Exercise: Lines containing the string "components" are to be collected in full.

Data shown:
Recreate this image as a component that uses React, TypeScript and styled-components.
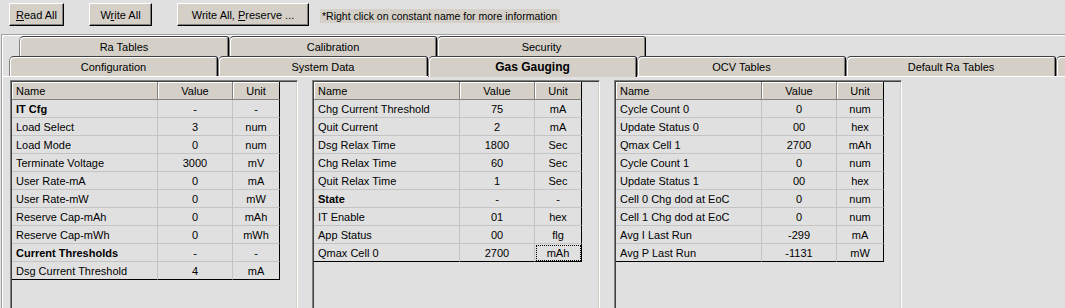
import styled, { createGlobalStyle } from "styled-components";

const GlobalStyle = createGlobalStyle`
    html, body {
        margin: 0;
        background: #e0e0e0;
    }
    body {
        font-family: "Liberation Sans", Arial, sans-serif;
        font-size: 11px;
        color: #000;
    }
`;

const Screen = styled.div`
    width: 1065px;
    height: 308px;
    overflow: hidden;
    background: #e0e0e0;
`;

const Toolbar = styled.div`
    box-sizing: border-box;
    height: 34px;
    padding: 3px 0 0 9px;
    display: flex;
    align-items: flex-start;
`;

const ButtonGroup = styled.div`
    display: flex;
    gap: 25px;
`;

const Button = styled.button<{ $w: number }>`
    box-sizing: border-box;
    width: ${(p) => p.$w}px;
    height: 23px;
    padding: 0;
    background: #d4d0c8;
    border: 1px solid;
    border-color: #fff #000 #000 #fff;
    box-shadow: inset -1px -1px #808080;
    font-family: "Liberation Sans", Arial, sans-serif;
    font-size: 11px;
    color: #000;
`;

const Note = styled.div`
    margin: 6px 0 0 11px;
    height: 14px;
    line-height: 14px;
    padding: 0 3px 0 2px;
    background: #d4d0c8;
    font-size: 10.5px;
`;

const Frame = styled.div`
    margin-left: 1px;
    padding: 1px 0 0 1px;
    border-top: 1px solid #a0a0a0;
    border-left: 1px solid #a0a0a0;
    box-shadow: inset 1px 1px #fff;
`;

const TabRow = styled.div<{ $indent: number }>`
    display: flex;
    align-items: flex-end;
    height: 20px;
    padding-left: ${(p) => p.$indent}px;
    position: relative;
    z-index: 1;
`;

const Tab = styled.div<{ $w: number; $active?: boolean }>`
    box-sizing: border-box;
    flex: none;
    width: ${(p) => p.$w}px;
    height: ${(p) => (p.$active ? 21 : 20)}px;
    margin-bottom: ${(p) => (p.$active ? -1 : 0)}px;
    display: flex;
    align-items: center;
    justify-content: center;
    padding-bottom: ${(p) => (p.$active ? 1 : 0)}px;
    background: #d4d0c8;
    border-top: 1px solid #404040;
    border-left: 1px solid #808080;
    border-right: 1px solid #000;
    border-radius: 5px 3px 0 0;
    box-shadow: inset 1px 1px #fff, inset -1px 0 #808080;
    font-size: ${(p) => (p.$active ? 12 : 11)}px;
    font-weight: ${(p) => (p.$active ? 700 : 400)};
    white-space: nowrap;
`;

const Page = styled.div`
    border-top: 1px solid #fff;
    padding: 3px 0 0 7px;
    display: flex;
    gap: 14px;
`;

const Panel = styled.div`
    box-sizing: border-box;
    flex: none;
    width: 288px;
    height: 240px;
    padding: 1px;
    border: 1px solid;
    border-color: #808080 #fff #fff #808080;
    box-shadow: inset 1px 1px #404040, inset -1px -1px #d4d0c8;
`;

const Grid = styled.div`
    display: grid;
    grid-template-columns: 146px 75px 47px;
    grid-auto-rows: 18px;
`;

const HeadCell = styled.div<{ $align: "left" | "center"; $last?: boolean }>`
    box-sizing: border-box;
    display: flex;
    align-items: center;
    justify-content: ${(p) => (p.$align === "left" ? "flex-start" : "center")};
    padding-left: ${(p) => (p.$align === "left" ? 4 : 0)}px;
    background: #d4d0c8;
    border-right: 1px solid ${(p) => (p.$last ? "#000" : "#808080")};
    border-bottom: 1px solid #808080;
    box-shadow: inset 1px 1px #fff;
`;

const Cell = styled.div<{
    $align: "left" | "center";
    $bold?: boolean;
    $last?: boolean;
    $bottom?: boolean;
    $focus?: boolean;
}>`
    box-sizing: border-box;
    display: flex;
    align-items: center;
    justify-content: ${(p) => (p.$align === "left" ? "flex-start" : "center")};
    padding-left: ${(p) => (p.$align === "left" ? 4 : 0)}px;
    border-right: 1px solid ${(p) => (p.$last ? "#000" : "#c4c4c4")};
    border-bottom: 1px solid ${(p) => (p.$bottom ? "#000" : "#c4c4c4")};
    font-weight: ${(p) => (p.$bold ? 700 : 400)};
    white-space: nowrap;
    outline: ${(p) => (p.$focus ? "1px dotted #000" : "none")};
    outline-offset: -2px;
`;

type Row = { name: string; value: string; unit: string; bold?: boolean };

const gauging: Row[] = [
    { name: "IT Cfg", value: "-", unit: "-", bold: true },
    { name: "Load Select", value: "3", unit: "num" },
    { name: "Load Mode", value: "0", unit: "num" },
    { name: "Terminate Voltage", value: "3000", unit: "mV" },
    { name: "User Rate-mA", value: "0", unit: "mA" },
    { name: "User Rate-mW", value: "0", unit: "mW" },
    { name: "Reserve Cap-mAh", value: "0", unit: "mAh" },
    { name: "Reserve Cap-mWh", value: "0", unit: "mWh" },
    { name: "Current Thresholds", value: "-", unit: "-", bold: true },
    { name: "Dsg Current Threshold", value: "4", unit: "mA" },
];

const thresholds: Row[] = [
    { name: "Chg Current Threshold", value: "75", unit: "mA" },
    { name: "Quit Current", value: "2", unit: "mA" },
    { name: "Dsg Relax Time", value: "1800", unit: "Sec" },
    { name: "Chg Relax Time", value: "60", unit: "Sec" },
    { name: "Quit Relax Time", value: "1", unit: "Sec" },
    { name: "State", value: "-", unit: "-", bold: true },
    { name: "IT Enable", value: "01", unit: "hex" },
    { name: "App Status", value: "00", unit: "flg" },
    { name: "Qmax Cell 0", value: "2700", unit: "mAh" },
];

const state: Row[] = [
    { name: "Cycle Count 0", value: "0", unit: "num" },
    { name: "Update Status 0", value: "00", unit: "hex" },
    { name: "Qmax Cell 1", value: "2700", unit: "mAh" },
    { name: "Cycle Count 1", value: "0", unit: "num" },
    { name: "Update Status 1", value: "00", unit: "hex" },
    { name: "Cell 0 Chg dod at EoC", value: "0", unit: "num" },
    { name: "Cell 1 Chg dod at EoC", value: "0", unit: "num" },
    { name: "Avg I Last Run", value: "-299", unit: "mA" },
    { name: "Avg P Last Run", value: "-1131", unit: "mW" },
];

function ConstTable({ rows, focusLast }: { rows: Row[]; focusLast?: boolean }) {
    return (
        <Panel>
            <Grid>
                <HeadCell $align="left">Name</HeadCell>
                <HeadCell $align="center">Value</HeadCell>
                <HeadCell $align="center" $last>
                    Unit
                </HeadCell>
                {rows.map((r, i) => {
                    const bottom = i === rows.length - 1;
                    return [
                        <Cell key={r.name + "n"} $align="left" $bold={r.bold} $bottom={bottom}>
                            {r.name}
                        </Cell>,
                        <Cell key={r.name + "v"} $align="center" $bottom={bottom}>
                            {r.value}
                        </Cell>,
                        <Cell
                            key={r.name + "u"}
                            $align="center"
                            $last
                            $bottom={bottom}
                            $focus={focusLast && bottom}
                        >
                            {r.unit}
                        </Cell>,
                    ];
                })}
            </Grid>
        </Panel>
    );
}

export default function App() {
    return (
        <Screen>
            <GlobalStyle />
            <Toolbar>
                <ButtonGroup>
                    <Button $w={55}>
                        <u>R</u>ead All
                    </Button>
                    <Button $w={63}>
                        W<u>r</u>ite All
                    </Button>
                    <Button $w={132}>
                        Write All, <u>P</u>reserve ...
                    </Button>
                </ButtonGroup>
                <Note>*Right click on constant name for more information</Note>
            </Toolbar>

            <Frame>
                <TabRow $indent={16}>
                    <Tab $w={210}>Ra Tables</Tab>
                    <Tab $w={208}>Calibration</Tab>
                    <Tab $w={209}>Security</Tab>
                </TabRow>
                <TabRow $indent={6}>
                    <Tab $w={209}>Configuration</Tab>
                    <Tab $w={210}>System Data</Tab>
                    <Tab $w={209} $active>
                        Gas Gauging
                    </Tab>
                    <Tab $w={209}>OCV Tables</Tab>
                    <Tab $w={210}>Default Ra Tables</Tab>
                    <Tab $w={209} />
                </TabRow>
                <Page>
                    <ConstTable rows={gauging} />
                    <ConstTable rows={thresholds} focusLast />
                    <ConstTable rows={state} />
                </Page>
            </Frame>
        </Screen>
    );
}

Correct result:
Recreate this image as a component that uses React, TypeScript and styled-components.
import styled, { createGlobalStyle } from "styled-components";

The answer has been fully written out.